Çocuklarımıza koyduğumuz sınırlarla doğruların altını çizmek özgüveni destekler; ancak bunu katı kurallarla yapmamak gerekir, kuralları koyarken kararlı ve net olup aynı zamanda sevgi dolu bir ses ve gülen gözlerle yaklaşırsak sözlerimiz çok daha etkili olacaktır.Sorumluluk duygusu da özgüven duygusunun gelişimi ile yakından ilgilidir; çocuklara yaşlarına ve gelişimlerine uygun sorumluluklar vermek çocuğun kendine güvenini artıracaktır.

Kendilerine ve özelliklerine değer vermeyi öğrenen, kendini önemli hisseden çocuk kendi dışındakileri ve dış dünyayı da önemsemeyi öğrenir, kendi kararlarını kendinin verebileceğini ve bu kararlarının önemseneceğini bilir, başkalarından çekinmeden yardım isteyebilir, yaptıklarının mükemmel olmasa da kabul edilebilir olduğunu, zaaflarının insanca özellikler olduğunu bilir, hayata daha hoşgörü ile bakar, dürüsttür ve sorumluluk sahibidir, kendi değerlerinin farkında olup aynı zamanda kendi dışındaki insanların da varlığını ve değerlerini kolaylıkla kabul eder.

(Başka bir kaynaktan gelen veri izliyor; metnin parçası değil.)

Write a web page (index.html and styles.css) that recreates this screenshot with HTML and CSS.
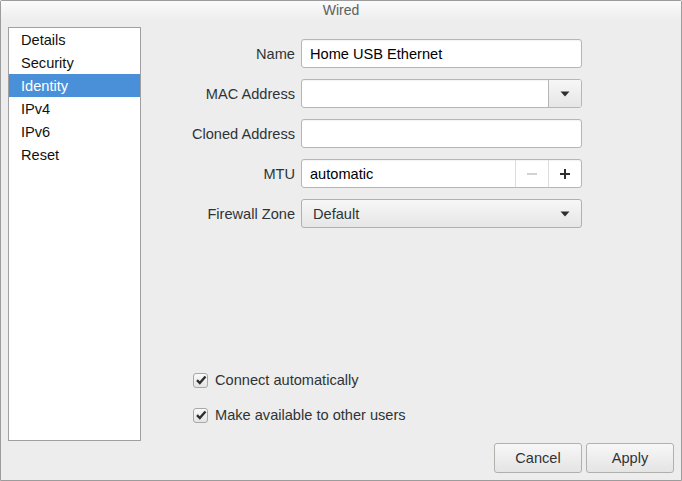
FILE: index.html
```html
<!DOCTYPE html>
<html>
<head>
<meta charset="utf-8">
<link rel="stylesheet" href="styles.css">
</head>
<body>
<div class="window">
  <div class="titlebar">Wired</div>
  <div class="content">
    <ul class="sidebar">
      <li>Details</li>
      <li>Security</li>
      <li class="selected">Identity</li>
      <li>IPv4</li>
      <li>IPv6</li>
      <li>Reset</li>
    </ul>
    <div class="main">
      <div class="form">
        <label class="lbl">Name</label>
        <div class="entry"><span class="val">Home USB Ethernet</span></div>
        <label class="lbl">MAC Address</label>
        <div class="entry">
          <span class="val"></span>
          <span class="ebtn grad"><svg width="10" height="6" viewBox="0 0 10 6"><path d="M0.5 0.5h9L5 5.5z" fill="#2e2e2e"/></svg></span>
        </div>
        <label class="lbl">Cloned Address</label>
        <div class="entry"><span class="val"></span></div>
        <label class="lbl">MTU</label>
        <div class="entry">
          <span class="val">automatic</span>
          <span class="ebtn"><svg width="12" height="12" viewBox="0 0 12 12"><rect x="1" y="5" width="10" height="2" fill="#d3d3d3"/></svg></span>
          <span class="ebtn"><svg width="12" height="12" viewBox="0 0 12 12"><rect x="1" y="5" width="10" height="2" fill="#2e2e2e"/><rect x="5" y="1" width="2" height="10" fill="#2e2e2e"/></svg></span>
        </div>
        <label class="lbl">Firewall Zone</label>
        <div class="combo grad">
          <span class="val">Default</span>
          <span class="arrow"><svg width="10" height="6" viewBox="0 0 10 6"><path d="M0.5 0.5h9L5 5.5z" fill="#2e2e2e"/></svg></span>
        </div>
      </div>
      <div class="checks">
        <div class="check"><span class="box"><svg width="12" height="12" viewBox="0 0 12 12"><path d="M2 6.2l2.8 2.8L10.5 2.5" fill="none" stroke="#2e2e2e" stroke-width="2.4"/></svg></span>Connect automatically</div>
        <div class="check"><span class="box"><svg width="12" height="12" viewBox="0 0 12 12"><path d="M2 6.2l2.8 2.8L10.5 2.5" fill="none" stroke="#2e2e2e" stroke-width="2.4"/></svg></span>Make available to other users</div>
      </div>
    </div>
  </div>
  <div class="actions">
    <button class="btn">Cancel</button>
    <button class="btn">Apply</button>
  </div>
</div>
</body>
</html>
```
FILE: styles.css
```css
* { box-sizing: border-box; }
html, body { margin: 0; padding: 0; background: #ededed; }
body { font-family: "Liberation Sans", Arial, sans-serif; font-size: 14.6px; color: #2e3436; }
.window {
  width: 682px; height: 481px;
  border: 1px solid #9c9c9c;
  border-top-right-radius: 2px;
  border-top-left-radius: 2px;
  background: #ededed;
  display: flex; flex-direction: column;
}
.titlebar {
  height: 20px;
  background: linear-gradient(#fbfbfb, #ededed);
  text-align: center;
  font-size: 14px;
  line-height: 18px;
  color: #5d6060;
}
.content {
  display: flex;
  padding: 6px 7px 0 7px;
  height: 420px;
}
.sidebar {
  list-style: none; margin: 0; padding: 0;
  width: 133px; height: 414px;
  border: 1px solid #a0a0a0;
  background: #fff;
}
.sidebar li {
  height: 23px; line-height: 24px;
  padding-left: 12px;
  color: #111;
}
.sidebar li.selected { background: #4a90d9; color: #fff; }
.main {
  flex: 1;
  display: flex; flex-direction: column;
  padding-top: 12px;
  padding-bottom: 16px;
}
.form {
  display: grid;
  grid-template-columns: 154px 281px;
  grid-auto-rows: 29px;
  column-gap: 6px;
  row-gap: 11px;
}
.lbl {
  text-align: right;
  height: 29px;
  padding-top: 1px;
  line-height: 29px;
  color: #2e3436;
}
.entry, .combo {
  height: 29px;
  border: 1px solid #b6b6b3;
  border-radius: 3px;
  display: flex; align-items: stretch;
  overflow: hidden;
}
.entry { background: #fff; box-shadow: inset 0 1px 1px rgba(0,0,0,0.05); }
.entry .val { flex: 1; padding-left: 8px; padding-top: 1px; line-height: 27px; color: #000; }
.ebtn {
  width: 33px;
  border-left: 1px solid #dcdcdc;
  display: flex; align-items: center; justify-content: center;
}
.ebtn.grad { border-left: 1px solid #b6b6b3; }
.grad { background: linear-gradient(#f7f7f7, #e6e6e6); }
.combo { border-color: #b0b0ad; }
.combo .val { flex: 1; padding-left: 11px; padding-top: 1px; line-height: 27px; color: #2e3436; }
.combo .arrow { width: 33px; display: flex; align-items: center; justify-content: center; }
.checks {
  margin-top: auto;
  margin-left: 52px;
  display: flex; flex-direction: column;
  row-gap: 15px;
}
.check {
  height: 20px;
  display: flex; align-items: center;
  color: #2e3436;
}
.box {
  width: 15px; height: 15px;
  border: 1px solid #a8a8a8;
  border-radius: 3px;
  background: linear-gradient(#fafafa, #e4e4e4);
  display: flex; align-items: center; justify-content: center;
  margin-right: 7px;
}
.actions {
  display: flex; justify-content: flex-end;
  column-gap: 4px;
  padding-right: 7px;
  margin-top: 2px;
}
.btn {
  width: 88px; height: 30px;
  border: 1px solid #b0b0ad;
  border-radius: 3px;
  background: linear-gradient(#f7f7f7, #e4e4e4);
  font-family: "Liberation Sans", Arial, sans-serif;
  font-size: 14.6px;
  color: #2e3436;
  padding: 0;
}
```
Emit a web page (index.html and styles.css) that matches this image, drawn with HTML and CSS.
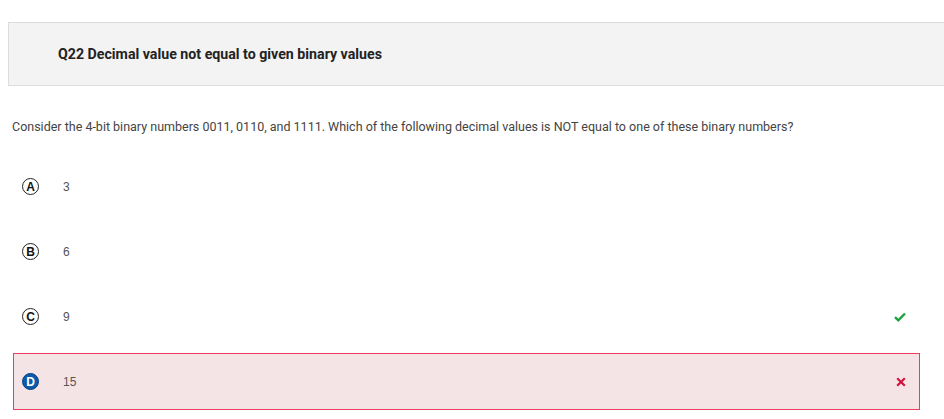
FILE: index.html
```html
<!DOCTYPE html>
<html>
<head>
<meta charset="utf-8">
<link rel="stylesheet" href="styles.css">
</head>
<body>
<div class="header"><h1 class="title">Q22 Decimal value not equal to given binary values</h1></div>
<p class="question">Consider the 4-bit binary numbers 0011, 0110, and 1111. Which of the following decimal values is NOT equal to one of these binary numbers?</p>
<div class="options">
  <div class="option">
    <span class="badge">A</span><span class="value">3</span>
  </div>
  <div class="option">
    <span class="badge">B</span><span class="value">6</span>
  </div>
  <div class="option">
    <span class="badge">C</span><span class="value">9</span>
    <svg class="mark" width="12" height="10" viewBox="0 0 12 10"><path d="M1 5.2 L4.3 8.3 L11 1.5" fill="none" stroke="#1aa43a" stroke-width="2.4"/></svg>
  </div>
  <div class="option wrong">
    <span class="badge selected">D</span><span class="value">15</span>
    <svg class="mark" width="10" height="10" viewBox="0 0 10 10"><path d="M1.2 1.2 L8.8 8.8 M8.8 1.2 L1.2 8.8" fill="none" stroke="#d6123f" stroke-width="2.2"/></svg>
  </div>
</div>
</body>
</html>
```
FILE: styles.css
```css
html, body {
  margin: 0;
  padding: 0;
  background: #ffffff;
  overflow: hidden;
}
body {
  padding: 22px 0 0 8px;
  font-family: Roboto, "Liberation Sans", sans-serif;
}
.header {
  margin-right: -20px;
  height: 62px;
  background: #f3f3f3;
  border: 1px solid #dcdcdc;
  display: flex;
  align-items: center;
  padding-left: 49px;
}
.title {
  margin: 0;
  font-size: 14.2px;
  font-weight: 700;
  color: #222222;
}
.question {
  margin: 33px 0 0 4px;
  font-size: 12.5px;
  line-height: 16px;
  color: #444444;
}
.options {
  margin: 23px 24px 0 5px;
  display: flex;
  flex-direction: column;
  gap: 8px;
}
.option {
  height: 57px;
  display: flex;
  align-items: center;
  padding: 0 14px 0 9px;
}
.option.wrong {
  background: #f5e4e6;
  box-shadow: inset 0 0 0 1px #ee3d5d;
}
.badge {
  width: 15px;
  height: 15px;
  border: 1.5px solid #222;
  border-radius: 50%;
  display: flex;
  align-items: center;
  justify-content: center;
  font-family: "Liberation Sans", Arial, sans-serif;
  font-weight: 700;
  font-size: 12px;
  color: #111;
  flex: none;
}
.badge.selected {
  background: #0b5cad;
  border-color: #0a3f7a;
  color: #ffffff;
}
.value {
  margin-left: 24px;
  font-family: "Liberation Sans", Arial, sans-serif;
  font-size: 12px;
  color: #555555;
  flex: 1;
}
.mark {
  flex: none;
}
```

Özetle; anne kucağında başlayıp, devam eden ve dış dünyada edinilen kazanımlarla şekillenen özgüven duygusunun geliştirilebilmesi için; çocuğu tanımak, onu kişisel özellikleri ve ilgileri doğrultusunda yüreklendirmek, değerli olduğu duygusunu yaratmak, eleştirmek yerine yapabildikleri için onaylamak, sorumluluk vermek çok önemlidir. Büyükleri tarafından sevgi gören, fikirlerine

değer verilen ve önemsenen, güven duyulan, hataları hoş görülen kısaca olduğu gibi kabul edilen çocuğun özgüveni gelişir. Anne ve babaların ve eğitimcilerin en önemli amacı; kendi ayakları üzerinde durabilen, özgüven duygusu gelişmiş bireyler yetiştirmek olmalıdır.